In May 2021, the Company entered into an Open Market Sale AgreementSM, or the New Sale Agreement, with Jefferies, as agent, pursuant to which the Company may offer and sell ordinary shares, nominal value $0.01 per share for aggregate gross sale proceeds of up to $50.0 million, from time to time through Jefferies, by any method permitted that is deemed an “at the market offering” as defined in Rule 415(a)(4) promulgated under the Securities Act of 1933, as amended. Upon entry into the New Sale Agreement, the Company´s existing Jefferies ATM Agreement entered into in June 2019 was terminated. The Company did not incur any termination penalties as a result of the replacement of the Jefferies ATM Agreement. As of the effective date of the termination of the Jefferies ATM Agreement, the Company has sold an aggregate of 5,925,699 of our ordinary shares pursuant to the Jefferies ATM Agreement for aggregate gross

proceeds of $33.7 million and net proceeds to the Company of $31.9 million, after deducting commissions and offering expenses payable by the Compamy. The approximately $16.3 million of ordinary shares that had been available for sale pursuant to the Jefferies ATM Agreement remained unsold at the time of its replacement. The replacement of the Jefferies ATM Agreement terminated any future sales of ordinary shares through the Jefferies ATM Agreement. As of December 31, 2021, the Company has issued and sold an aggregate of 18,232,689 ordinary shares pursuant to the New Sale Agreement and received gross proceeds of $30.5 million and net proceeds of $29.3 million, after deducting commissions to Jefferies and other offering expenses. From January 1, 2022 and through the date of this filing, the Company has issued and sold an aggregate of 1,338,282 ordinary shares pursuant to the New Sale Agreement and received gross proceeds of $595,000 and net proceeds of $580,000, after deducting commissions to Jefferies and other offering expenses.
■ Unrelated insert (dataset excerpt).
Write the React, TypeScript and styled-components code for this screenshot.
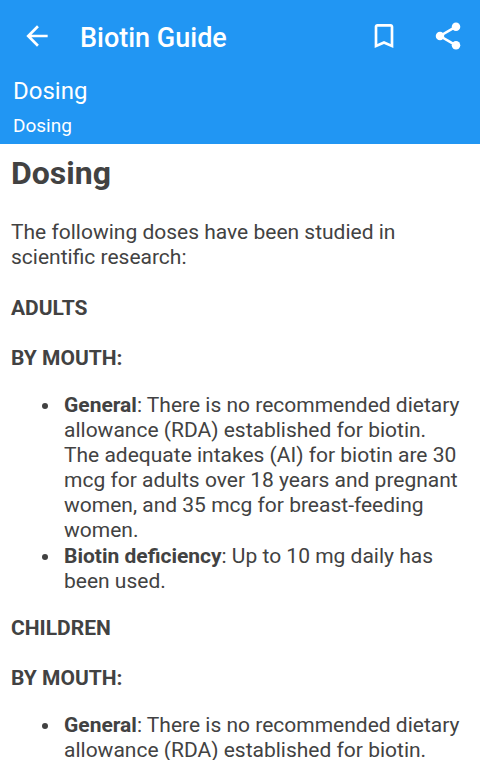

In March 2021, the Company entered into a securities purchase agreement with certain institutional investors pursuant to which the Company issued and sold in a registered direct offering (1) an aggregate of 9,761,010 ordinary shares, $0.01 nominal value per share, and accompanying warrants to purchase up to an aggregate of 4,880,505 ordinary shares and (2) pre-funded warrants to purchase up to an aggregate of 600,000 ordinary shares and accompanying ordinary share warrants to purchase up to an aggregate of 300,000 ordinary shares. Each share was issued and sold together with an accompanying ordinary share warrant at a combined price of $2.4525, and each pre-funded warrant was issued and sold together with an accompanying ordinary share warrant at a combined price of $2.4425. The proceeds to the Company from the offering were $25.4 million gross and $23.4 million net after deducting the placement agent’s fees and estimated offering expenses. Each pre-funded warrant had an exercise price per ordinary share equal to $0.01 and each pre-funded warrant was exercised in full on the issuance date. Each ordinary share warrant has an exercise price per ordinary share equal to $2.39, is exercisable on the date of issuance and will expire on the five-year anniversary of the date of issuance. As of December 31, 2021, there were 5,180,505 warrants outstanding from the offering at an exercise price of $2.39 per share.

In December 2020, the Company completed a registered public offering in which it sold 6,000,000 ordinary shares at a public offering price of $2.50. The proceeds to the Company from the offering were $15.0 million gross and $13.3 million net, after deducting the placement agent’s fees and other offering expenses.

In May 2020, the Company entered into a securities purchase agreement with certain institutional investors, including Fidelity Management & Research Company, LLC pursuant to which the Company issued and sold in a registered direct offering an aggregate of 4,144,537 ordinary shares and accompanying warrants to purchase up to an aggregate of 4,144,537 ordinary shares. Each share the Company issued and sold together with an accompanying warrant at a combined price of $9.1686. The proceeds to the Company from the offering were $38.0 million gross and $35.2 million net, after deducting the placement agent’s fees and other offering expenses. Each warrant was immediately exercisable and will expire on the two-year anniversary of the issuance date. As of December 31, 2021, there were 4,059,532 warrants outstanding from the offering at an exercise price of $7.92 per share.

In December 2019, the Company sold to certain institutional investors in a registered direct offering an aggregate of 1,379,310 ordinary shares, and accompanying warrants to purchase up to an aggregate of 1,379,310 ordinary shares. Each share was issued and sold together with an accompanying warrant at a combined price of $14.50 per security. The proceeds to the Company from the offering were $20.0 million gross and $18.3 million net, after deducting the placement agent’s fees and other offering expenses. As of December 31, 2021, there were 1,379,310 warrants outstanding from the offering, where each warrant has an exercise price of $19.00 per share and will expire on the date that is three years and six months after the initial issuance date.